Written exercise: Without the pictures, return all of the material exactly as written.

________________________________________

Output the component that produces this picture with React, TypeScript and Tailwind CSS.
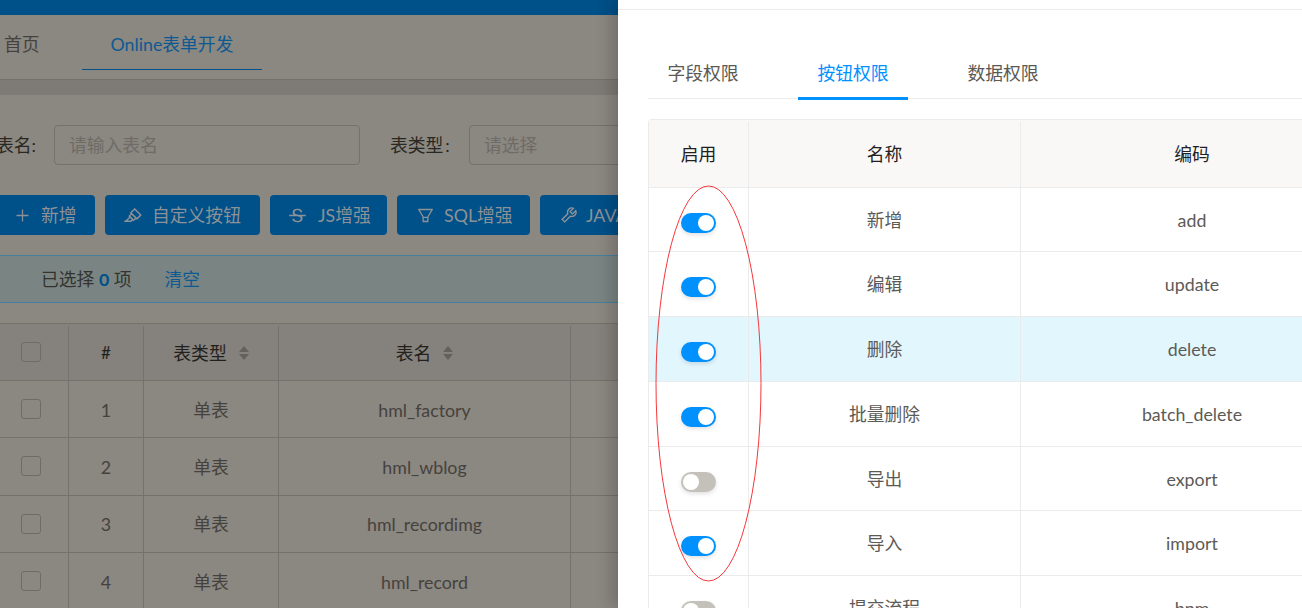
import type { ReactNode } from 'react';
import {
  AiOutlineFilter,
  AiOutlineHighlight,
  AiOutlinePlus,
  AiOutlineStrikethrough,
  AiOutlineTool,
} from 'react-icons/ai';

const fontStack = { fontFamily: 'Lato, "Noto Sans CJK SC", sans-serif' };

const toolbar = [
  { label: '新增', icon: <AiOutlinePlus size={17} />, width: 'w-[99px] -ml-[4px] gap-[10px] pl-[18px]' },
  { label: '自定义按钮', icon: <AiOutlineHighlight size={20} />, width: 'w-[155px] gap-[9px] pl-[18px]' },
  { label: 'JS增强', icon: <AiOutlineStrikethrough size={19} />, width: 'w-[117px] gap-[11px] pl-[18px]' },
  { label: 'SQL增强', icon: <AiOutlineFilter size={19} />, width: 'w-[133px] gap-[9px] pl-[19px]' },
  { label: 'JAVA增强', icon: <AiOutlineTool size={20} />, width: 'w-[140px] gap-[7px] pl-[19px]' },
];

const tables = ['hml_factory', 'hml_wblog', 'hml_recordimg', 'hml_record'];

const perms = [
  { name: '新增', code: 'add', on: true, height: 'h-[64px]' },
  { name: '编辑', code: 'update', on: true, height: 'h-[65px]' },
  { name: '删除', code: 'delete', on: true, height: 'h-[65px]', hover: true },
  { name: '批量删除', code: 'batch_delete', on: true, height: 'h-[65px]' },
  { name: '导出', code: 'export', on: false, height: 'h-[64px]' },
  { name: '导入', code: 'import', on: true, height: 'h-[65px]' },
  { name: '提交流程', code: 'bpm', on: false, height: 'h-[65px]' },
];

function Checkbox() {
  return <span className="block h-[20px] w-[20px] rounded-[3px] border border-[#6f6c67]" />;
}

function SortCaret() {
  return (
    <svg width="10" height="16" viewBox="0 0 10 16" className="ml-[12px] shrink-0">
      <path d="M5 1 L10 7 H0 Z M0 9 H10 L5 15 Z" fill="#64615c" />
    </svg>
  );
}

function Toggle({ on }: { on: boolean }) {
  return (
    <span
      className={`mt-[6px] flex h-[20px] w-[35px] items-center rounded-full px-[2px] shadow-[0_2px_4px_rgba(0,0,0,0.12)] ${
        on ? 'justify-end bg-[#0091ff]' : 'justify-start bg-[#c4c1bb]'
      }`}
    >
      <span className="h-[16px] w-[16px] rounded-full bg-white" />
    </span>
  );
}

function LeftCell({ children, className = '' }: { children: ReactNode; className?: string }) {
  return (
    <div className={`flex items-center justify-center border-r border-[#75726d] ${className}`}>{children}</div>
  );
}

export default function App() {
  return (
    <div className="relative flex h-screen w-full overflow-hidden bg-[#8b8781] text-[17.8px]" style={fontStack}>
      {/* dimmed page behind the drawer */}
      <div className="w-[618px] shrink-0 overflow-hidden">
        <div className="h-[15px] bg-[#005089]" />
        <div className="flex h-[65px] border-b border-[#75726d] pl-[4px]">
          <span className="mt-[16px] h-fit w-[78px] text-[#45423e]">首页</span>
          <div className="h-[55px] w-[180px] border-b border-[#005089] pt-[16px] text-center text-[#0d5a92]">
            Online表单开发
          </div>
        </div>
        <div className="h-[15px] bg-[#7e7b76]" />

        <div className="mt-[30px] flex h-[40px] w-[700px] items-center">
          <span className="-ml-[4px] w-[40px] text-right whitespace-nowrap text-[#2a2723]">表名:</span>
          <div className="ml-[18px] flex h-full w-[306px] items-center rounded-[4px] border border-[#75726d] px-[14px] text-[#6f6b66]">
            请输入表名
          </div>
          <span className="ml-[30px] w-[60px] whitespace-nowrap text-[#2a2723]">
            表类型<span className="ml-[2px]">:</span>
          </span>
          <div className="ml-[19px] flex h-full w-[200px] items-center rounded-[4px] border border-[#75726d] px-[14px] text-[#6f6b66]">
            请选择
          </div>
        </div>

        <div className="mt-[30px] flex h-[40px] w-[800px] gap-[10px]">
          {toolbar.map((b) => (
            <div
              key={b.label}
              className={`flex items-center rounded-[4px] bg-[#005089] whitespace-nowrap text-[#8d9296] ${b.width}`}
            >
              {b.icon}
              {b.label}
            </div>
          ))}
        </div>

        <div className="mt-[20px] flex h-[48px] items-center border-y border-[#47809f] bg-[#7a8583] pl-[41px] text-[#34332f]">
          <span>
            已选择 <b className="text-[#005089]">0</b> 项
          </span>
          <span className="ml-[33px] text-[#0d5a92]">清空</span>
        </div>

        <div className="mt-[20px] border-t border-[#75726d]">
          <div className="grid h-[57px] grid-cols-[69px_75px_135px_292px_1fr] border-b border-[#75726d] bg-[#85817c] pt-[2px] text-[#221f1c]">
            <LeftCell>
              <span className="-mt-[2px] -ml-[6px]">
                <Checkbox />
              </span>
            </LeftCell>
            <LeftCell className="text-[17px]">#</LeftCell>
            <LeftCell>
              表类型
              <SortCaret />
            </LeftCell>
            <LeftCell>
              表名
              <SortCaret />
            </LeftCell>
            <div />
          </div>
          {tables.map((t, i) => (
            <div
              key={t}
              className="grid h-[57.3px] grid-cols-[69px_75px_135px_292px_1fr] border-b border-[#75726d] text-[#45423e]"
            >
              <LeftCell>
                <span className="-ml-[6px]">
                  <Checkbox />
                </span>
              </LeftCell>
              <LeftCell className="pt-[2px]">{i + 1}</LeftCell>
              <LeftCell className="pt-[2px]">单表</LeftCell>
              <LeftCell className="pt-[2px]">{t}</LeftCell>
              <div />
            </div>
          ))}
        </div>
      </div>

      {/* permissions drawer */}
      <div className="relative z-10 w-[684px] shrink-0 overflow-hidden bg-white pl-[30px] shadow-[-6px_0_16px_rgba(0,0,0,0.2)]">
        <div className="-ml-[30px] h-[10px] border-b border-[#ebebeb]" />
        <div className="mt-[40px] flex h-[49px] gap-[40px] border-b border-[#ebebeb]">
          <div className="h-[48px] w-[110px] pt-[10px] text-center text-[#5b5954]">字段权限</div>
          <div className="h-[50px] w-[110px] border-b-[3px] border-[#0091ff] pt-[10px] text-center text-[#0091ff]">
            按钮权限
          </div>
          <div className="h-[48px] w-[110px] pt-[10px] text-center text-[#5b5954]">数据权限</div>
        </div>

        <div className="mt-[20px] w-[715px] rounded-tl-[4px] border-t border-l border-[#ebebeb]">
          <div className="grid h-[68px] grid-cols-[100px_272px_1fr] border-b border-[#ebebeb] bg-[#f9f8f6] pt-[2px] text-[#23211e]">
            <div className="flex items-center justify-center border-r border-[#ebebeb]">启用</div>
            <div className="flex items-center justify-center border-r border-[#ebebeb]">名称</div>
            <div className="flex items-center justify-center">编码</div>
          </div>
          {perms.map((p) => (
            <div
              key={p.code}
              className={`grid grid-cols-[100px_272px_1fr] border-b border-[#ebebeb] text-[#5c5a56] ${p.height} ${
                p.hover ? 'bg-[#e2f6fe]' : ''
              }`}
            >
              <div className="flex items-center justify-center border-r border-[#ebebeb]">
                <Toggle on={p.on} />
              </div>
              <div className="flex items-center justify-center border-r border-[#ebebeb] pt-[1px]">{p.name}</div>
              <div className="flex items-center justify-center pt-[1px]">{p.code}</div>
            </div>
          ))}
        </div>
      </div>

      {/* red hand-drawn annotation on the screenshot */}
      <svg className="absolute top-0 left-0 z-20" width="1302" height="608" fill="none">
        <ellipse cx="708.5" cy="383.5" rx="52.5" ry="197.5" stroke="#f5373a" strokeWidth="1" />
      </svg>
    </div>
  );
}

________________________________________

Written answer:
Output the component that produces this picture with React, TypeScript and Tailwind CSS.
import type { ReactNode } from 'react';
import {
  AiOutlineFilter,
  AiOutlineHighlight,
  AiOutlinePlus,
  AiOutlineStrikethrough,
  AiOutlineTool,
} from 'react-icons/ai';

const fontStack = { fontFamily: 'Lato, "Noto Sans CJK SC", sans-serif' };

const toolbar = [
  { label: '新增', icon: <AiOutlinePlus size={17} />, width: 'w-[99px] -ml-[4px] gap-[10px] pl-[18px]' },
  { label: '自定义按钮', icon: <AiOutlineHighlight size={20} />, width: 'w-[155px] gap-[9px] pl-[18px]' },
  { label: 'JS增强', icon: <AiOutlineStrikethrough size={19} />, width: 'w-[117px] gap-[11px] pl-[18px]' },
  { label: 'SQL增强', icon: <AiOutlineFilter size={19} />, width: 'w-[133px] gap-[9px] pl-[19px]' },
  { label: 'JAVA增强', icon: <AiOutlineTool size={20} />, width: 'w-[140px] gap-[7px] pl-[19px]' },
];

const tables = ['hml_factory', 'hml_wblog', 'hml_recordimg', 'hml_record'];

const perms = [
  { name: '新增', code: 'add', on: true, height: 'h-[64px]' },
  { name: '编辑', code: 'update', on: true, height: 'h-[65px]' },
  { name: '删除', code: 'delete', on: true, height: 'h-[65px]', hover: true },
  { name: '批量删除', code: 'batch_delete', on: true, height: 'h-[65px]' },
  { name: '导出', code: 'export', on: false, height: 'h-[64px]' },
  { name: '导入', code: 'import', on: true, height: 'h-[65px]' },
  { name: '提交流程', code: 'bpm', on: false, height: 'h-[65px]' },
];

function Checkbox() {
  return <span className="block h-[20px] w-[20px] rounded-[3px] border border-[#6f6c67]" />;
}

function SortCaret() {
  return (
    <svg width="10" height="16" viewBox="0 0 10 16" className="ml-[12px] shrink-0">
      <path d="M5 1 L10 7 H0 Z M0 9 H10 L5 15 Z" fill="#64615c" />
    </svg>
  );
}

function Toggle({ on }: { on: boolean }) {
  return (
    <span
      className={`mt-[6px] flex h-[20px] w-[35px] items-center rounded-full px-[2px] shadow-[0_2px_4px_rgba(0,0,0,0.12)] ${
        on ? 'justify-end bg-[#0091ff]' : 'justify-start bg-[#c4c1bb]'
      }`}
    >
      <span className="h-[16px] w-[16px] rounded-full bg-white" />
    </span>
  );
}

function LeftCell({ children, className = '' }: { children: ReactNode; className?: string }) {
  return (
    <div className={`flex items-center justify-center border-r border-[#75726d] ${className}`}>{children}</div>
  );
}

export default function App() {
  return (
    <div className="relative flex h-screen w-full overflow-hidden bg-[#8b8781] text-[17.8px]" style={fontStack}>
      {/* dimmed page behind the drawer */}
      <div className="w-[618px] shrink-0 overflow-hidden">
        <div className="h-[15px] bg-[#005089]" />
        <div className="flex h-[65px] border-b border-[#75726d] pl-[4px]">
          <span className="mt-[16px] h-fit w-[78px] text-[#45423e]">首页</span>
          <div className="h-[55px] w-[180px] border-b border-[#005089] pt-[16px] text-center text-[#0d5a92]">
            Online表单开发
          </div>
        </div>
        <div className="h-[15px] bg-[#7e7b76]" />

        <div className="mt-[30px] flex h-[40px] w-[700px] items-center">
          <span className="-ml-[4px] w-[40px] text-right whitespace-nowrap text-[#2a2723]">表名:</span>
          <div className="ml-[18px] flex h-full w-[306px] items-center rounded-[4px] border border-[#75726d] px-[14px] text-[#6f6b66]">
            请输入表名
          </div>
          <span className="ml-[30px] w-[60px] whitespace-nowrap text-[#2a2723]">
            表类型<span className="ml-[2px]">:</span>
          </span>
          <div className="ml-[19px] flex h-full w-[200px] items-center rounded-[4px] border border-[#75726d] px-[14px] text-[#6f6b66]">
            请选择
          </div>
        </div>

        <div className="mt-[30px] flex h-[40px] w-[800px] gap-[10px]">
          {toolbar.map((b) => (
            <div
              key={b.label}
              className={`flex items-center rounded-[4px] bg-[#005089] whitespace-nowrap text-[#8d9296] ${b.width}`}
            >
              {b.icon}
              {b.label}
            </div>
          ))}
        </div>

        <div className="mt-[20px] flex h-[48px] items-center border-y border-[#47809f] bg-[#7a8583] pl-[41px] text-[#34332f]">
          <span>
            已选择 <b className="text-[#005089]">0</b> 项
          </span>
          <span className="ml-[33px] text-[#0d5a92]">清空</span>
        </div>

        <div className="mt-[20px] border-t border-[#75726d]">
          <div className="grid h-[57px] grid-cols-[69px_75px_135px_292px_1fr] border-b border-[#75726d] bg-[#85817c] pt-[2px] text-[#221f1c]">
            <LeftCell>
              <span className="-mt-[2px] -ml-[6px]">
                <Checkbox />
              </span>
            </LeftCell>
            <LeftCell className="text-[17px]">#</LeftCell>
            <LeftCell>
              表类型
              <SortCaret />
            </LeftCell>
            <LeftCell>
              表名
              <SortCaret />
            </LeftCell>
            <div />
          </div>
          {tables.map((t, i) => (
            <div
              key={t}
              className="grid h-[57.3px] grid-cols-[69px_75px_135px_292px_1fr] border-b border-[#75726d] text-[#45423e]"
            >
              <LeftCell>
                <span className="-ml-[6px]">
                  <Checkbox />
                </span>
              </LeftCell>
              <LeftCell className="pt-[2px]">{i + 1}</LeftCell>
              <LeftCell className="pt-[2px]">单表</LeftCell>
              <LeftCell className="pt-[2px]">{t}</LeftCell>
              <div />
            </div>
          ))}
        </div>
      </div>

      {/* permissions drawer */}
      <div className="relative z-10 w-[684px] shrink-0 overflow-hidden bg-white pl-[30px] shadow-[-6px_0_16px_rgba(0,0,0,0.2)]">
        <div className="-ml-[30px] h-[10px] border-b border-[#ebebeb]" />
        <div className="mt-[40px] flex h-[49px] gap-[40px] border-b border-[#ebebeb]">
          <div className="h-[48px] w-[110px] pt-[10px] text-center text-[#5b5954]">字段权限</div>
          <div className="h-[50px] w-[110px] border-b-[3px] border-[#0091ff] pt-[10px] text-center text-[#0091ff]">
            按钮权限
          </div>
          <div className="h-[48px] w-[110px] pt-[10px] text-center text-[#5b5954]">数据权限</div>
        </div>

        <div className="mt-[20px] w-[715px] rounded-tl-[4px] border-t border-l border-[#ebebeb]">
          <div className="grid h-[68px] grid-cols-[100px_272px_1fr] border-b border-[#ebebeb] bg-[#f9f8f6] pt-[2px] text-[#23211e]">
            <div className="flex items-center justify-center border-r border-[#ebebeb]">启用</div>
            <div className="flex items-center justify-center border-r border-[#ebebeb]">名称</div>
            <div className="flex items-center justify-center">编码</div>
          </div>
          {perms.map((p) => (
            <div
              key={p.code}
              className={`grid grid-cols-[100px_272px_1fr] border-b border-[#ebebeb] text-[#5c5a56] ${p.height} ${
                p.hover ? 'bg-[#e2f6fe]' : ''
              }`}
            >
              <div className="flex items-center justify-center border-r border-[#ebebeb]">
                <Toggle on={p.on} />
              </div>
              <div className="flex items-center justify-center border-r border-[#ebebeb] pt-[1px]">{p.name}</div>
              <div className="flex items-center justify-center pt-[1px]">{p.code}</div>
            </div>
          ))}
        </div>
      </div>

      {/* red hand-drawn annotation on the screenshot */}
      <svg className="absolute top-0 left-0 z-20" width="1302" height="608" fill="none">
        <ellipse cx="708.5" cy="383.5" rx="52.5" ry="197.5" stroke="#f5373a" strokeWidth="1" />
      </svg>
    </div>
  );
}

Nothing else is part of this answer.